The provisions of the bill are vague and overly broad, which increases the risk of abuse. For instance, training aimed at organizing mass riots could include activities unrelated to violent or unlawful actions, such as workshops on civic engagement or public activism. Such ambiguous language makes it easier for authorities to apply the law to innocent individuals or organizations that pose no threat to public safety or order. Moreover, the penalties outlined in the amendments are disproportionately severe. Punishments ranging from heavy fines to lengthy prison sentences could be used against people engaged in peaceful political activities. The harshness of these penalties further stifles political discourse and civil society engagement.
These amendments also appear to violate international human rights standards. Uzbekistan, as a signatory to the Universal Declaration of Human Rights and the International Covenant on Civil and Political Rights, has an obligation to uphold the right to freedom of expression, peaceful assembly, and association. The criminalization of peaceful protest and advocacy activities directly contradicts these fundamental rights, which are protected by international law. By targeting individuals and organizations that engage in peaceful political activism, Uzbekistan is not only violating its international commitments but also undermining the rights of its citizens.

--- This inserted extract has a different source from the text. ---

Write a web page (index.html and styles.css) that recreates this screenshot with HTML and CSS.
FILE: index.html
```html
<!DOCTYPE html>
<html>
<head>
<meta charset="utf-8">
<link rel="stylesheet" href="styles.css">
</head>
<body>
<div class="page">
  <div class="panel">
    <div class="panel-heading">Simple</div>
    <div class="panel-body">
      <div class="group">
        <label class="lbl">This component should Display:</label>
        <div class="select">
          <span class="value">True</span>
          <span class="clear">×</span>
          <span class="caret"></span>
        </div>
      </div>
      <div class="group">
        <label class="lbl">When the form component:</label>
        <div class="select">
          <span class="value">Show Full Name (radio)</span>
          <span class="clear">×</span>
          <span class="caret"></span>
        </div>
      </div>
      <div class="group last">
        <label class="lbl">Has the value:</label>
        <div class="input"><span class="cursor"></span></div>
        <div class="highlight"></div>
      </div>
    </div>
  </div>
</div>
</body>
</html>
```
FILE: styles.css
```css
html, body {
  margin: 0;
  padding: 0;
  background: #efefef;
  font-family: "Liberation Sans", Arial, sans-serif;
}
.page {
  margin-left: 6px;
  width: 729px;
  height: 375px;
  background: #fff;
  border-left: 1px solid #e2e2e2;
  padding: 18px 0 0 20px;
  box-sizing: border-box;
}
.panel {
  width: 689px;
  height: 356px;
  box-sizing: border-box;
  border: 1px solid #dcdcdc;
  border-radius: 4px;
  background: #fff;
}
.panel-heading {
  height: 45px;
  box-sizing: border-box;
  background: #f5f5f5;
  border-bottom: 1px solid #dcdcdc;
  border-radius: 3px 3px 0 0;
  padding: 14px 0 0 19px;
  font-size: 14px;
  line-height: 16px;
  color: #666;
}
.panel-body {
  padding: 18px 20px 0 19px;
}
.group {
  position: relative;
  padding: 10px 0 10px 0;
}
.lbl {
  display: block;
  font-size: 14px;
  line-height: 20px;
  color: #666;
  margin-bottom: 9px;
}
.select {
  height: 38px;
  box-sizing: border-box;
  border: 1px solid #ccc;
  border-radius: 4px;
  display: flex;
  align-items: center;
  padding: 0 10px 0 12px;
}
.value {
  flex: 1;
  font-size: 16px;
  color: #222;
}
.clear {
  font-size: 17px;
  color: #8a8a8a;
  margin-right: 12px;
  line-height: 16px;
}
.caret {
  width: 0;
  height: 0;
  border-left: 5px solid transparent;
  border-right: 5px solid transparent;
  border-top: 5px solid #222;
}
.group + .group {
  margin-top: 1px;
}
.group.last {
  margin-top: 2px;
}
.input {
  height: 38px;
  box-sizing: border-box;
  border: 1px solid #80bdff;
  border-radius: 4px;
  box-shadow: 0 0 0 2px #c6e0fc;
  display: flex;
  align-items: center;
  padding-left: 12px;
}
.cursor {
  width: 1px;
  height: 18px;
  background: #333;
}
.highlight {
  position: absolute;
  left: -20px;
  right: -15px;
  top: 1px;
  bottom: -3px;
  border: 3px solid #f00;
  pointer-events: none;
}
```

The potential for abuse and politicization of these laws is also a serious concern. Because the definitions in the amendments are so broad, the law could be used to target specific individuals or political groups based on their views. This creates a situation where authorities have a free hand to arrest, detain, and prosecute individuals simply because they oppose the government. This could be seen as another tool for political repression, further eroding public trust in the government and its institutions. Citizens may begin to fear expressing their opinions or participating in public life, knowing that they could face severe consequences for engaging in lawful activities.
Finally, it is important to consider the historical context of politically motivated repression in Uzbekistan. The country has a history of suppressing dissent, most notably through the violent suppression of protests in Andijan in 2005 and Karakalpakstan in 2022. Given this history, these amendments may be seen as part of a broader trend of consolidating power and suppressing political opposition. The law could be used to justify further crackdowns on peaceful activism and dissent, making it even more difficult for citizens to engage in meaningful democratic change.
The proposed amendments pose a serious threat to fundamental human rights and freedoms in Uzbekistan. They create the potential for the repression of peaceful protest, the further stifling of civil society, and the criminalization of dissent. By broadening the definition of “mass riots” and introducing severe penalties for activities related to protest and advocacy, the government is taking a significant step backwards to Karimov era methods of suppressing its citizens. These amendments will entrench authoritarianism and prevent the country from making meaningful progress toward democracy and human rights.